You are viewing a plain text version of this content. The canonical link for it is here.
Posted to commits@arrow.apache.org by tu...@apache.org on 2023/06/07 12:11:14 UTC
[arrow-datafusion] branch main updated: Avoid per-batch field lookups in SchemaMapping (#6563)
This is an automated email from the ASF dual-hosted git repository.
tustvold pushed a commit to branch main
in repository https://gitbox.apache.org/repos/asf/arrow-datafusion.git
The following commit(s) were added to refs/heads/main by this push:
new 8f7f76d6e3 Avoid per-batch field lookups in SchemaMapping (#6563)
8f7f76d6e3 is described below
commit 8f7f76d6e3a2dc7c3e43374b39402ce2548fb70f
Author: Raphael Taylor-Davies <17...@users.noreply.github.com>
AuthorDate: Wed Jun 7 13:11:06 2023 +0100
Avoid per-batch field lookups in SchemaMapping (#6563)
---
.../core/src/datasource/physical_plan/mod.rs | 122 +++++++--------------
1 file changed, 39 insertions(+), 83 deletions(-)
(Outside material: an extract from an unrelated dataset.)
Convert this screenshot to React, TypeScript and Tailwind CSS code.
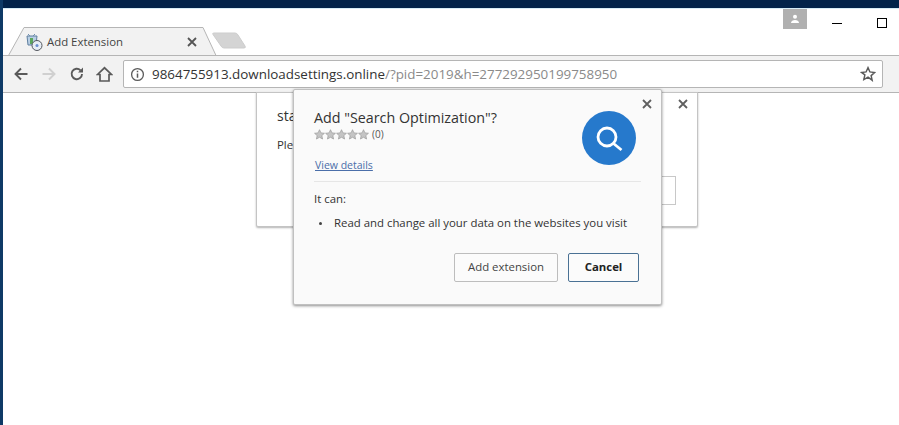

diff --git a/datafusion/core/src/datasource/physical_plan/mod.rs b/datafusion/core/src/datasource/physical_plan/mod.rs
index c78a39f7ae..fcb118569f 100644
--- a/datafusion/core/src/datasource/physical_plan/mod.rs
+++ b/datafusion/core/src/datasource/physical_plan/mod.rs
@@ -58,6 +58,7 @@ use crate::{
use datafusion_common::tree_node::{TreeNode, VisitRecursion};
use datafusion_physical_expr::expressions::Column;
+use arrow::compute::cast;
use log::{debug, warn};
use object_store::path::Path;
use object_store::ObjectMeta;
@@ -425,46 +426,7 @@ impl SchemaAdapter {
file_schema: &Schema,
) -> Option<usize> {
let field = self.table_schema.field(index);
- file_schema.index_of(field.name()).ok()
- }
-
- /// Re-order projected columns by index in record batch to match table schema column ordering. If the record
- /// batch does not contain a column for an expected field, insert a null-valued column at the
- /// required column index.
- #[allow(dead_code)]
- pub fn adapt_batch(
- &self,
- batch: RecordBatch,
- projections: &[usize],
- ) -> Result<RecordBatch> {
- let batch_rows = batch.num_rows();
-
- let batch_schema = batch.schema();
-
- let mut cols: Vec<ArrayRef> = Vec::with_capacity(batch.columns().len());
- let batch_cols = batch.columns().to_vec();
-
- for field_idx in projections {
- let table_field = &self.table_schema.fields()[*field_idx];
- if let Some((batch_idx, _name)) =
- batch_schema.column_with_name(table_field.name().as_str())
- {
- cols.push(batch_cols[batch_idx].clone());
- } else {
- cols.push(new_null_array(table_field.data_type(), batch_rows))
- }
- }
-
- let projected_schema = Arc::new(self.table_schema.clone().project(projections)?);
-
- // Necessary to handle empty batches
- let options = RecordBatchOptions::new().with_row_count(Some(batch.num_rows()));
-
- Ok(RecordBatch::try_new_with_options(
- projected_schema,
- cols,
- &options,
- )?)
+ Some(file_schema.fields.find(field.name())?.0)
}
/// Creates a `SchemaMapping` that can be used to cast or map the columns from the file schema to the table schema.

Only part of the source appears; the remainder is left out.